**Written instruction:** Find the lines containing "that" and say how many there are, with no other words.

**Data shown:**
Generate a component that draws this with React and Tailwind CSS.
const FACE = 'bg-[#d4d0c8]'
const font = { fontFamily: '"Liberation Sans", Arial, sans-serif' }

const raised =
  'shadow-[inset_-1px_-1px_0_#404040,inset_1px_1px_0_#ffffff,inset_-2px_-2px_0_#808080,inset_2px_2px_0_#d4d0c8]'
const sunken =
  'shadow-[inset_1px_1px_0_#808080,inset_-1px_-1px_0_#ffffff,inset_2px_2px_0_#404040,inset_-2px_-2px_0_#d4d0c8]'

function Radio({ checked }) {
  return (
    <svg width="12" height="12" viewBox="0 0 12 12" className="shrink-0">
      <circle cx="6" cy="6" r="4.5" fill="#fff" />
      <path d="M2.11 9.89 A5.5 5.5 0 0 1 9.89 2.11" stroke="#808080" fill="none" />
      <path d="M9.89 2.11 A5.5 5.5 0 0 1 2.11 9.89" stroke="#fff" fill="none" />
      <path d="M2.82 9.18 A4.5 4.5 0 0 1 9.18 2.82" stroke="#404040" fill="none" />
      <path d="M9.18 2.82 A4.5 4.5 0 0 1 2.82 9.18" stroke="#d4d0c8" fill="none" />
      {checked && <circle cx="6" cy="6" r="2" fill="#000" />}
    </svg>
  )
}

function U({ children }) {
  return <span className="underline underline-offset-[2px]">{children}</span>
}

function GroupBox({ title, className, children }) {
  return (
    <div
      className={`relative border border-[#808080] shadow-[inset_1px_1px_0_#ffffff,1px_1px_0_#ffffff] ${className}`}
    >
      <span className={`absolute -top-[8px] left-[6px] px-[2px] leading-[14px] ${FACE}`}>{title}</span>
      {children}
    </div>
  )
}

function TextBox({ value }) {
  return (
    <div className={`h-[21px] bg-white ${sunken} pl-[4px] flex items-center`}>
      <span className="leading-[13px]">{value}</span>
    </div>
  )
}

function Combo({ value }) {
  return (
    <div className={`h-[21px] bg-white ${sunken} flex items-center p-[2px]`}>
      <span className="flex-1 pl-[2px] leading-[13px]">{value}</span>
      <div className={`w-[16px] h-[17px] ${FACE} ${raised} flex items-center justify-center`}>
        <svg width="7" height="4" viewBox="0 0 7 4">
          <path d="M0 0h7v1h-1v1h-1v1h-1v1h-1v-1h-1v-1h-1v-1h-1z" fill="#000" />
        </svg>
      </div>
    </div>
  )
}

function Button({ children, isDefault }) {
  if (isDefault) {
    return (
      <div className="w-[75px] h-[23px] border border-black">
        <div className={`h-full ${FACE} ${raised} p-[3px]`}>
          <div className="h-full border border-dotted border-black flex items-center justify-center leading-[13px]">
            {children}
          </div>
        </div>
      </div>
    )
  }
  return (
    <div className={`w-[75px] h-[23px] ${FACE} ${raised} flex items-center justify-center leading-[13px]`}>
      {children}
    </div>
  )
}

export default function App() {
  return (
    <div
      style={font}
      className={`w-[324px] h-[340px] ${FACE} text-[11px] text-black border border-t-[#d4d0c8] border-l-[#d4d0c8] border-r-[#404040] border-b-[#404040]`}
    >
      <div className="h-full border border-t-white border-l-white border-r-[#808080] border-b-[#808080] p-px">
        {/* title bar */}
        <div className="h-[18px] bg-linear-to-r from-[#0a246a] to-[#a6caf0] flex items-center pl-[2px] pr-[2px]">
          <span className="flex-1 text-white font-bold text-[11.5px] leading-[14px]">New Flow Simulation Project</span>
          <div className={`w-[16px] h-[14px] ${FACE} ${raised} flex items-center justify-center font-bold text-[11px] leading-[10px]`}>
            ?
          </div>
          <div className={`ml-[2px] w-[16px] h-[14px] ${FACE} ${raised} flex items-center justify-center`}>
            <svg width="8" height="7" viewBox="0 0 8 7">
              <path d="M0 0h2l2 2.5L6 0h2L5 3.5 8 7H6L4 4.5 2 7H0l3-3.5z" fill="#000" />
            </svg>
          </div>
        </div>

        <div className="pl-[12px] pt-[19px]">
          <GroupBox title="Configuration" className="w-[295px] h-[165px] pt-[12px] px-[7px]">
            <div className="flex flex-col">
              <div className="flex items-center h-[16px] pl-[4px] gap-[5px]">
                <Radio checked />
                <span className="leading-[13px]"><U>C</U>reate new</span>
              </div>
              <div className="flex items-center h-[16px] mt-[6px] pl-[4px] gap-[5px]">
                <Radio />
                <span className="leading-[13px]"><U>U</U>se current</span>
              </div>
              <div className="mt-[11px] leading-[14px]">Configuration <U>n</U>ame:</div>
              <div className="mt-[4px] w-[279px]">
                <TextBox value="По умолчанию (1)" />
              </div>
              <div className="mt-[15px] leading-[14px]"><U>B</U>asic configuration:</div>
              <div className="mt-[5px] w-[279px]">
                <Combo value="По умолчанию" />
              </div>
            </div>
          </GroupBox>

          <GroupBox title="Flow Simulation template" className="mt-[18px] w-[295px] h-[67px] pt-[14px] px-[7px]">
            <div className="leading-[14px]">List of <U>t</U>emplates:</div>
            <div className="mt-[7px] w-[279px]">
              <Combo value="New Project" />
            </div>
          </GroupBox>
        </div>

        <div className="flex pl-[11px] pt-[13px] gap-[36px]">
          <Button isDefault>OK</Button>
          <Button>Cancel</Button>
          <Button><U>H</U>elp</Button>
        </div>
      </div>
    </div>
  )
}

==

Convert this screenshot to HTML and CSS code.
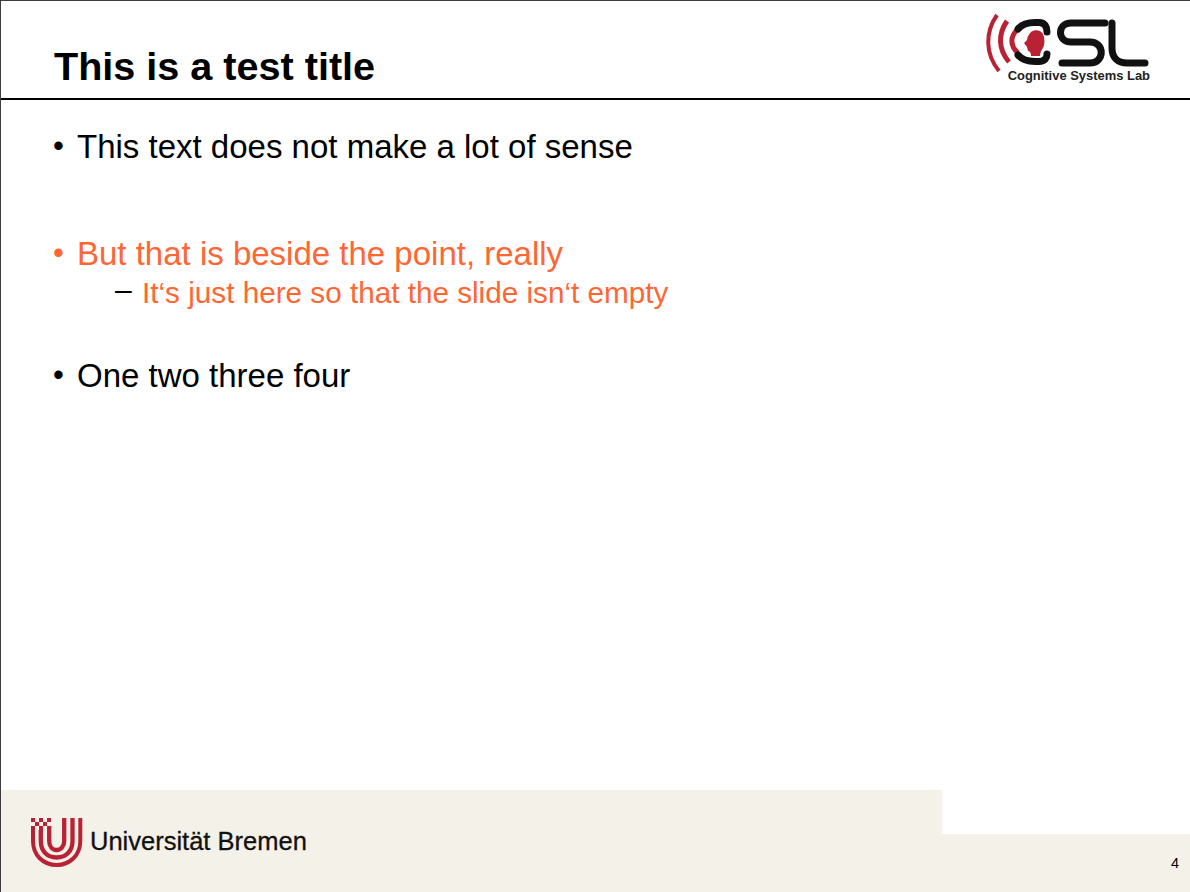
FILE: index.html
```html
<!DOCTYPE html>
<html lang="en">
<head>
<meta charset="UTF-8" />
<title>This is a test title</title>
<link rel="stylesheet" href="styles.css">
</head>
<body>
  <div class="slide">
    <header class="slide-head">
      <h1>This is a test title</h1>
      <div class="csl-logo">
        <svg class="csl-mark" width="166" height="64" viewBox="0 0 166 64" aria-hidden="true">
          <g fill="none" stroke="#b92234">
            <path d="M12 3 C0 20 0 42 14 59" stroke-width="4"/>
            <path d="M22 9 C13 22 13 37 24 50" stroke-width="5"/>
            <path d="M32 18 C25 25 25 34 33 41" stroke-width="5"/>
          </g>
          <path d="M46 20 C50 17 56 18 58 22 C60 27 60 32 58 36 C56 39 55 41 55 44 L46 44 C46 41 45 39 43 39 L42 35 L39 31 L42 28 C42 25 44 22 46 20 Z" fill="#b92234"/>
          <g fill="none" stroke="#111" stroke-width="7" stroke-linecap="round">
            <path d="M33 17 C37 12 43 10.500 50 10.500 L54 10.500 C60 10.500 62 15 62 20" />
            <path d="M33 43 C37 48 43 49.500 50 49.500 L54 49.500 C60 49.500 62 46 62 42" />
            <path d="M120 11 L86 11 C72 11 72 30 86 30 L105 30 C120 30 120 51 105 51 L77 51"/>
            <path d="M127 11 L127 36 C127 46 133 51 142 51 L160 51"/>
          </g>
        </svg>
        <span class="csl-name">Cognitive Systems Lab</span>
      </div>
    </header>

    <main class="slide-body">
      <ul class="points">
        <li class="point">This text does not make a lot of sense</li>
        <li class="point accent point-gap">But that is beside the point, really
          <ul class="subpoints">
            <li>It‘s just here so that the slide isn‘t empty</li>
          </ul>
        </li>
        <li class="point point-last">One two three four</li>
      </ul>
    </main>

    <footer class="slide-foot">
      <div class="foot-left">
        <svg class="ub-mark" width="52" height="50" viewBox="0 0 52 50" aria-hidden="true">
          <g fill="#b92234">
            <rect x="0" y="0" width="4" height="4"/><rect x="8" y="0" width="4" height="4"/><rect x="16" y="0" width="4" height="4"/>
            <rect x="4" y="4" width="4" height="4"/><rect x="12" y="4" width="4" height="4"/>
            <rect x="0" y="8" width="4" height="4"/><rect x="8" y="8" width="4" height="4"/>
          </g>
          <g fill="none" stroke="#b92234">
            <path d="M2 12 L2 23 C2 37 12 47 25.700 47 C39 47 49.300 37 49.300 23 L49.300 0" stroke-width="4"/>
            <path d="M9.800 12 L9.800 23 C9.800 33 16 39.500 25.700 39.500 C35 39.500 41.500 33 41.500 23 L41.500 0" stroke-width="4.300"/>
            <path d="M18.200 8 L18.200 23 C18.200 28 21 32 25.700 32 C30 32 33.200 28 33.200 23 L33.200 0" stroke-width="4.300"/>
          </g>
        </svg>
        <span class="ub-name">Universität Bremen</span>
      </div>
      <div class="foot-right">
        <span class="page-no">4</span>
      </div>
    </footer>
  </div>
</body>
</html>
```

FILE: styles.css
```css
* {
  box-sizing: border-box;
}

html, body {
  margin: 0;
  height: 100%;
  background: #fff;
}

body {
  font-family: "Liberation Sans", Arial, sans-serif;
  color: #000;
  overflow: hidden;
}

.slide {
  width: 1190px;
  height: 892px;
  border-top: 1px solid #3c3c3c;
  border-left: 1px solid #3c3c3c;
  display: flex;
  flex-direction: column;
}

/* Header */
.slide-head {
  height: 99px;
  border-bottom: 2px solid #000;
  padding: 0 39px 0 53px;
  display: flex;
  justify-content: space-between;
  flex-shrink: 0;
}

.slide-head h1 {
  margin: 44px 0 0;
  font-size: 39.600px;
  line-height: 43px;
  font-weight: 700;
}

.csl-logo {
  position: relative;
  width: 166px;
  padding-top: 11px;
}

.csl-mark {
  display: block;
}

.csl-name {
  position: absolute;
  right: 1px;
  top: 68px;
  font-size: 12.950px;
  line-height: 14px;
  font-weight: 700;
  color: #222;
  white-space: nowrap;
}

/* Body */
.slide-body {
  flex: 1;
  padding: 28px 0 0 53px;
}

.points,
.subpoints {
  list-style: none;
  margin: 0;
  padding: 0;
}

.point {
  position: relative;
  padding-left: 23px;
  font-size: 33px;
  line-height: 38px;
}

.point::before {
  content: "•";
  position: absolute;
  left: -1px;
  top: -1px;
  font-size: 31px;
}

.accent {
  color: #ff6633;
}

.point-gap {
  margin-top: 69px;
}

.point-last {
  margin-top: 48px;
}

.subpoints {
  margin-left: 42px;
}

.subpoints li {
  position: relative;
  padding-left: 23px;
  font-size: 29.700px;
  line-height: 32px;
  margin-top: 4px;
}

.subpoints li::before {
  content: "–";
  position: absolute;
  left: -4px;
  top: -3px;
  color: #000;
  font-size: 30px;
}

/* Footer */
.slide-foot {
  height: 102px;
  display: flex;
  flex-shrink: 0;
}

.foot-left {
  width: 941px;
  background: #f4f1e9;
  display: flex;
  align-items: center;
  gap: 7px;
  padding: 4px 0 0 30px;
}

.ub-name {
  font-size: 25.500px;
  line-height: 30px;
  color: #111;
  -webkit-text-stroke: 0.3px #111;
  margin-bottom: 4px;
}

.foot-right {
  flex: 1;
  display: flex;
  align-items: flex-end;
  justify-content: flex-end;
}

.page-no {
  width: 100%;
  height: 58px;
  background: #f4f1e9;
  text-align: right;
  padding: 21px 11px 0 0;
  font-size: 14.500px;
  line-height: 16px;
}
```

---

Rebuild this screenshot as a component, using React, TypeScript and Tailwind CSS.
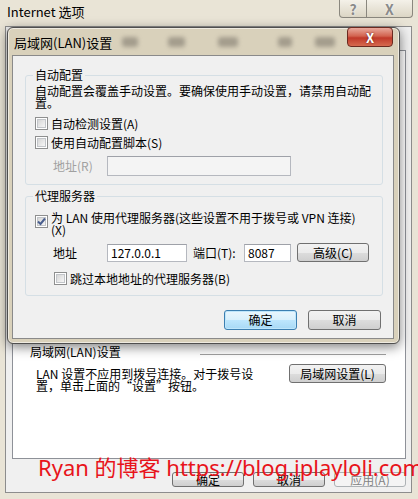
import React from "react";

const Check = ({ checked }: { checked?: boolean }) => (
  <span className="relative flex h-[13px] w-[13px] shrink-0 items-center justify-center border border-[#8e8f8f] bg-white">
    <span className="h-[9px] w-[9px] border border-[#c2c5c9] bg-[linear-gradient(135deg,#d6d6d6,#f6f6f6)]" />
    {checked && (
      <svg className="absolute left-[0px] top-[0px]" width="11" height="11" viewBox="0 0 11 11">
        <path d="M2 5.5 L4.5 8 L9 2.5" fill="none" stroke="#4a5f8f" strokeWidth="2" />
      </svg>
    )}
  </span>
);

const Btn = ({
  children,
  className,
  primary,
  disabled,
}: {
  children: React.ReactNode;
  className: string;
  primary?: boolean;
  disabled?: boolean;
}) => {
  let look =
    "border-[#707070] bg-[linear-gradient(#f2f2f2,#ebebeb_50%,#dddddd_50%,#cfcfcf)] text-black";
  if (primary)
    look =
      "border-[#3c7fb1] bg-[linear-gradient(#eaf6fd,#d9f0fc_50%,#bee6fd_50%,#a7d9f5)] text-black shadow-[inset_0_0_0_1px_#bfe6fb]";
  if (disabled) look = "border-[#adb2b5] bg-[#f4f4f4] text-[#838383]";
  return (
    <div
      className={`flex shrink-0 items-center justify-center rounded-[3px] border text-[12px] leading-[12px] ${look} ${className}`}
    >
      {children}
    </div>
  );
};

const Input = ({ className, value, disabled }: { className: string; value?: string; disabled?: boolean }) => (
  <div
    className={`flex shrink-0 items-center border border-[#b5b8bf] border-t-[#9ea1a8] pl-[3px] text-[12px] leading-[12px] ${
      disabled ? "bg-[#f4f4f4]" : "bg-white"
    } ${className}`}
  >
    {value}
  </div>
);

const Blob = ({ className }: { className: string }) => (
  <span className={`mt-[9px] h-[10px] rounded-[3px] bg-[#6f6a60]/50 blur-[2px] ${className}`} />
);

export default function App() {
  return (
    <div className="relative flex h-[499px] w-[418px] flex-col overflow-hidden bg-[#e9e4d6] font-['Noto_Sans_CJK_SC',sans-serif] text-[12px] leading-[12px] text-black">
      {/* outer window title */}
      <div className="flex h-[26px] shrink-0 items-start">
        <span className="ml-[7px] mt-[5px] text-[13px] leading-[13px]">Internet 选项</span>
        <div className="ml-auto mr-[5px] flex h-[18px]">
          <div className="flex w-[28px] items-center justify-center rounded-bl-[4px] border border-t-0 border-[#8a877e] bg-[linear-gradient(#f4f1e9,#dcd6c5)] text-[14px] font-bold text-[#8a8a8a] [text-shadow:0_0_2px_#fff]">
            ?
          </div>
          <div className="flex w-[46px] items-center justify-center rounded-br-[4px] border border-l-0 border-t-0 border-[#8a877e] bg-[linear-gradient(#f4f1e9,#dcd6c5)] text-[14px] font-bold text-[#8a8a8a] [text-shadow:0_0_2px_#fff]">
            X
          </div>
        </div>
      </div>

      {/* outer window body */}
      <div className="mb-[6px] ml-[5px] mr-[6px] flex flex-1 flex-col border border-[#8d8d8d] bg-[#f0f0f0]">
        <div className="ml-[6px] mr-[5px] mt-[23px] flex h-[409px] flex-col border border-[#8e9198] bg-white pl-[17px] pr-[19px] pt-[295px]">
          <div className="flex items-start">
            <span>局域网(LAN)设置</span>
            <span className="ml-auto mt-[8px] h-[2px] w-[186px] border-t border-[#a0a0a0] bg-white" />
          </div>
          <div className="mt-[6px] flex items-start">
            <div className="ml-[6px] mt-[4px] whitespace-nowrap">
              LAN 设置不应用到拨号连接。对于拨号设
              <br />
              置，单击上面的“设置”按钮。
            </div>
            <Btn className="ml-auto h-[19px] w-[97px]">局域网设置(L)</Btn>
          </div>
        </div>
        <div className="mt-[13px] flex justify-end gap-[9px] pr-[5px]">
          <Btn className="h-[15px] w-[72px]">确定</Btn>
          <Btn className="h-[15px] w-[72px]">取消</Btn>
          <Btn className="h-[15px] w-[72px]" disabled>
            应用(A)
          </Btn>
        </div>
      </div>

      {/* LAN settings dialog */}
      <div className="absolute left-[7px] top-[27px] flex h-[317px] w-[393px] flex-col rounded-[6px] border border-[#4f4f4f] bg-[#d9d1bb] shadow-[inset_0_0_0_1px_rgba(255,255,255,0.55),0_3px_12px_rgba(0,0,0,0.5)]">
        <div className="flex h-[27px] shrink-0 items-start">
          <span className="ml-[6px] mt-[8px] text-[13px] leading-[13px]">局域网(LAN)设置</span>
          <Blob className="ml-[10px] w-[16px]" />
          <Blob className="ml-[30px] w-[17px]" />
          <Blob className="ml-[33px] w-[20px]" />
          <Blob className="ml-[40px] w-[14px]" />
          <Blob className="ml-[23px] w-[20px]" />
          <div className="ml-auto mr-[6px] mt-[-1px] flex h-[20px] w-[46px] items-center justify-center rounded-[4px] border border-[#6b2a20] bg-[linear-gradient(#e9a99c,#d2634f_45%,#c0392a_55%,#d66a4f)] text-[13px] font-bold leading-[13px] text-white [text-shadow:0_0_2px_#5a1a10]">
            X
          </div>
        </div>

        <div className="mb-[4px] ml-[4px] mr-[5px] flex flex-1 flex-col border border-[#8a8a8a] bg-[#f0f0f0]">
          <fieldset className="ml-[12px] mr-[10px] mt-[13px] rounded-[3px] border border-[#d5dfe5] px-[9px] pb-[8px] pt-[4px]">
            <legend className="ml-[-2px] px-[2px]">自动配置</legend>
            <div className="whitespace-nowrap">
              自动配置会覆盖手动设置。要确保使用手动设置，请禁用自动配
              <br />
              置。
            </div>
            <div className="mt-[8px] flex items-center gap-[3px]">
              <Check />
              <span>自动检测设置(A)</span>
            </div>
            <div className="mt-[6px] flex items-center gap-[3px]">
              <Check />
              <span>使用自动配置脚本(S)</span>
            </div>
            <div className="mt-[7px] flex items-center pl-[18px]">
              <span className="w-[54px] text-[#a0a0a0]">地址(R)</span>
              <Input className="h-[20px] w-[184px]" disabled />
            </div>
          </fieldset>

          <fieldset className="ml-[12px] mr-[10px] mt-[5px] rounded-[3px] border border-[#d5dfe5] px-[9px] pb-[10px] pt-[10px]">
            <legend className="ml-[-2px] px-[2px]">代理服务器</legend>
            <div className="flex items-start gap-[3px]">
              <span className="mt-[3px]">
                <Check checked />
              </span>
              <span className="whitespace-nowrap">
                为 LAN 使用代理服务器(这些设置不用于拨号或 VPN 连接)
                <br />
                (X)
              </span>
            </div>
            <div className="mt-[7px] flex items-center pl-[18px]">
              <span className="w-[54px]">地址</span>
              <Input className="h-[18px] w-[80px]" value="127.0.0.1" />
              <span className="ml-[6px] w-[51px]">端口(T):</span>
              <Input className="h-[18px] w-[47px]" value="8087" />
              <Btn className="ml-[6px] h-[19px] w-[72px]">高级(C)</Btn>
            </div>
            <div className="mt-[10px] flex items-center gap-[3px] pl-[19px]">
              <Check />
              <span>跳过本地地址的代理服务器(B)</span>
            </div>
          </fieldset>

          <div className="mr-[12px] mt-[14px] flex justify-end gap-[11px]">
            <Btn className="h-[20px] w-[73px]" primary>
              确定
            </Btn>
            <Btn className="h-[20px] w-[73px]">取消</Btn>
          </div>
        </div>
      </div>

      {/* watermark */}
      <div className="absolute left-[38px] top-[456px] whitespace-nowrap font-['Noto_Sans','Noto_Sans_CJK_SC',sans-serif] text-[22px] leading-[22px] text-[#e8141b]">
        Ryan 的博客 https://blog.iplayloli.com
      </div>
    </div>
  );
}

**Exercise answer:** 3